• [Aim] Copy out the data below as written; omit any images.
- - - -
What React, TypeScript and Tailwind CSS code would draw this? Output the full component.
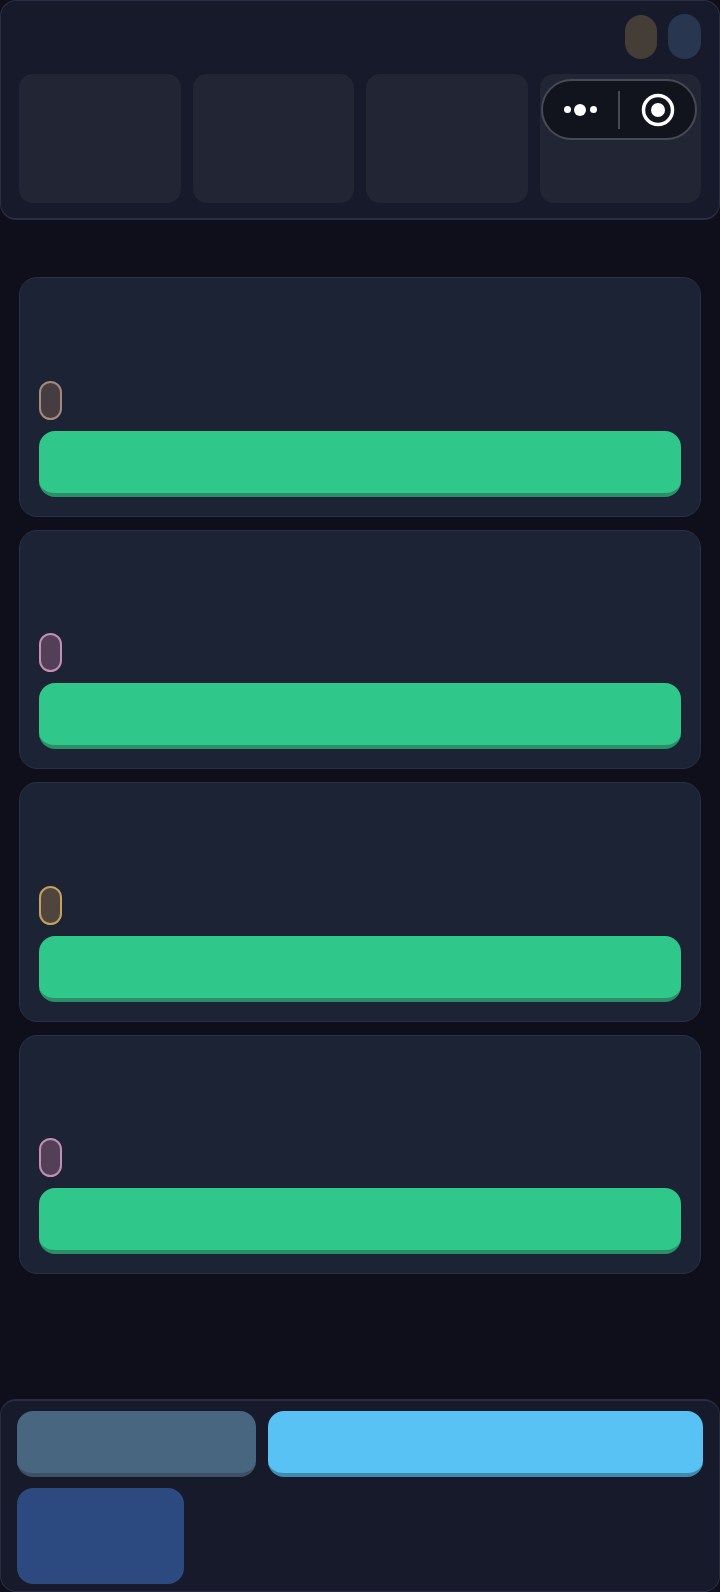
const CARDS = [
  { id: 'a', pill: 'bg-[#463d42] border-[#a5897e]' },
  { id: 'b', pill: 'bg-[#514058] border-[#c48db4]' },
  { id: 'c', pill: 'bg-[#4f453c] border-[#c5a05e]' },
  { id: 'd', pill: 'bg-[#514058] border-[#c48db4]' },
]

function Capsule() {
  return (
    <div className="absolute top-[79px] left-[541px] flex h-[61px] w-[156px] items-center rounded-full border-2 border-[#474a54] bg-[#11141c]">
      <div className="mr-px flex w-[74px] items-center justify-center gap-[3.5px]">
        <span className="h-[7px] w-[7px] rounded-full bg-white" />
        <span className="h-3 w-3 rounded-full bg-white" />
        <span className="h-[7px] w-[7px] rounded-full bg-white" />
      </div>
      <div className="h-[38px] w-0.5 bg-[#474a54]" />
      <div className="flex flex-1 items-center justify-center">
        <svg width="34" height="34" viewBox="0 0 34 34" fill="none">
          <circle cx="17" cy="17" r="14.5" stroke="white" strokeWidth="3.5" />
          <circle cx="17" cy="17" r="7" fill="white" />
        </svg>
      </div>
    </div>
  )
}

export default function App() {
  return (
    <div className="relative flex h-[1592px] w-[720px] flex-col overflow-hidden bg-[#0e0f1a]">
      <header className="h-[220px] shrink-0 rounded-2xl border border-b-2 border-[#2a2d43] bg-[#161a2a] px-[18px] pt-[13px]">
        <div className="flex justify-end gap-[11px]">
          <div className="mt-px h-[44px] w-8 rounded-full bg-[#453e36]" />
          <div className="h-[45px] w-[33px] rounded-full bg-[#283650]" />
        </div>
        <div className="mt-[15px] grid grid-cols-4 gap-3">
          <div className="h-[129px] rounded-[14px] bg-[#212534]" />
          <div className="h-[129px] rounded-[14px] bg-[#212534]" />
          <div className="h-[129px] rounded-[14px] bg-[#212534]" />
          <div className="h-[129px] rounded-[14px] bg-[#212534]" />
        </div>
      </header>

      <main className="flex flex-col gap-[13px] px-[19px] pt-[57px]">
        {CARDS.map(card => (
          <div key={card.id} className="flex h-[239.5px] flex-col justify-end rounded-[18px] border border-[#2a3045] bg-[#1c2335] px-[19px] pb-[19px]">
            <div className={`h-[39px] w-[23px] rounded-full border-2 ${card.pill}`} />
            <div className="mt-[11px] h-[66px] rounded-2xl border-b-4 border-[#2a8f66] bg-[#30c78a]" />
          </div>
        ))}
      </main>

      <footer className="mt-auto flex h-[193px] shrink-0 flex-col gap-[11px] rounded-2xl border border-t-2 border-[#2a2b42] bg-[#161a2a] pt-[10px] pr-4 pl-4">
        <div className="flex gap-3">
          <div className="h-[66px] w-[239px] rounded-2xl border-b-4 border-[#3d5064] bg-[#48667f]" />
          <div className="h-[66px] flex-1 rounded-2xl border-b-4 border-[#3f8bae] bg-[#58c2f5]" />
        </div>
        <div className="h-[96px] w-[167px] rounded-2xl bg-[#2c4a80]" />
      </footer>

      <Capsule />
    </div>
  )
}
- - - -
• [Answer to this task]
What React, TypeScript and Tailwind CSS code would draw this? Output the full component.
const CARDS = [
  { id: 'a', pill: 'bg-[#463d42] border-[#a5897e]' },
  { id: 'b', pill: 'bg-[#514058] border-[#c48db4]' },
  { id: 'c', pill: 'bg-[#4f453c] border-[#c5a05e]' },
  { id: 'd', pill: 'bg-[#514058] border-[#c48db4]' },
]

function Capsule() {
  return (
    <div className="absolute top-[79px] left-[541px] flex h-[61px] w-[156px] items-center rounded-full border-2 border-[#474a54] bg-[#11141c]">
      <div className="mr-px flex w-[74px] items-center justify-center gap-[3.5px]">
        <span className="h-[7px] w-[7px] rounded-full bg-white" />
        <span className="h-3 w-3 rounded-full bg-white" />
        <span className="h-[7px] w-[7px] rounded-full bg-white" />
      </div>
      <div className="h-[38px] w-0.5 bg-[#474a54]" />
      <div className="flex flex-1 items-center justify-center">
        <svg width="34" height="34" viewBox="0 0 34 34" fill="none">
          <circle cx="17" cy="17" r="14.5" stroke="white" strokeWidth="3.5" />
          <circle cx="17" cy="17" r="7" fill="white" />
        </svg>
      </div>
    </div>
  )
}

export default function App() {
  return (
    <div className="relative flex h-[1592px] w-[720px] flex-col overflow-hidden bg-[#0e0f1a]">
      <header className="h-[220px] shrink-0 rounded-2xl border border-b-2 border-[#2a2d43] bg-[#161a2a] px-[18px] pt-[13px]">
        <div className="flex justify-end gap-[11px]">
          <div className="mt-px h-[44px] w-8 rounded-full bg-[#453e36]" />
          <div className="h-[45px] w-[33px] rounded-full bg-[#283650]" />
        </div>
        <div className="mt-[15px] grid grid-cols-4 gap-3">
          <div className="h-[129px] rounded-[14px] bg-[#212534]" />
          <div className="h-[129px] rounded-[14px] bg-[#212534]" />
          <div className="h-[129px] rounded-[14px] bg-[#212534]" />
          <div className="h-[129px] rounded-[14px] bg-[#212534]" />
        </div>
      </header>

      <main className="flex flex-col gap-[13px] px-[19px] pt-[57px]">
        {CARDS.map(card => (
          <div key={card.id} className="flex h-[239.5px] flex-col justify-end rounded-[18px] border border-[#2a3045] bg-[#1c2335] px-[19px] pb-[19px]">
            <div className={`h-[39px] w-[23px] rounded-full border-2 ${card.pill}`} />
            <div className="mt-[11px] h-[66px] rounded-2xl border-b-4 border-[#2a8f66] bg-[#30c78a]" />
          </div>
        ))}
      </main>

      <footer className="mt-auto flex h-[193px] shrink-0 flex-col gap-[11px] rounded-2xl border border-t-2 border-[#2a2b42] bg-[#161a2a] pt-[10px] pr-4 pl-4">
        <div className="flex gap-3">
          <div className="h-[66px] w-[239px] rounded-2xl border-b-4 border-[#3d5064] bg-[#48667f]" />
          <div className="h-[66px] flex-1 rounded-2xl border-b-4 border-[#3f8bae] bg-[#58c2f5]" />
        </div>
        <div className="h-[96px] w-[167px] rounded-2xl bg-[#2c4a80]" />
      </footer>

      <Capsule />
    </div>
  )
}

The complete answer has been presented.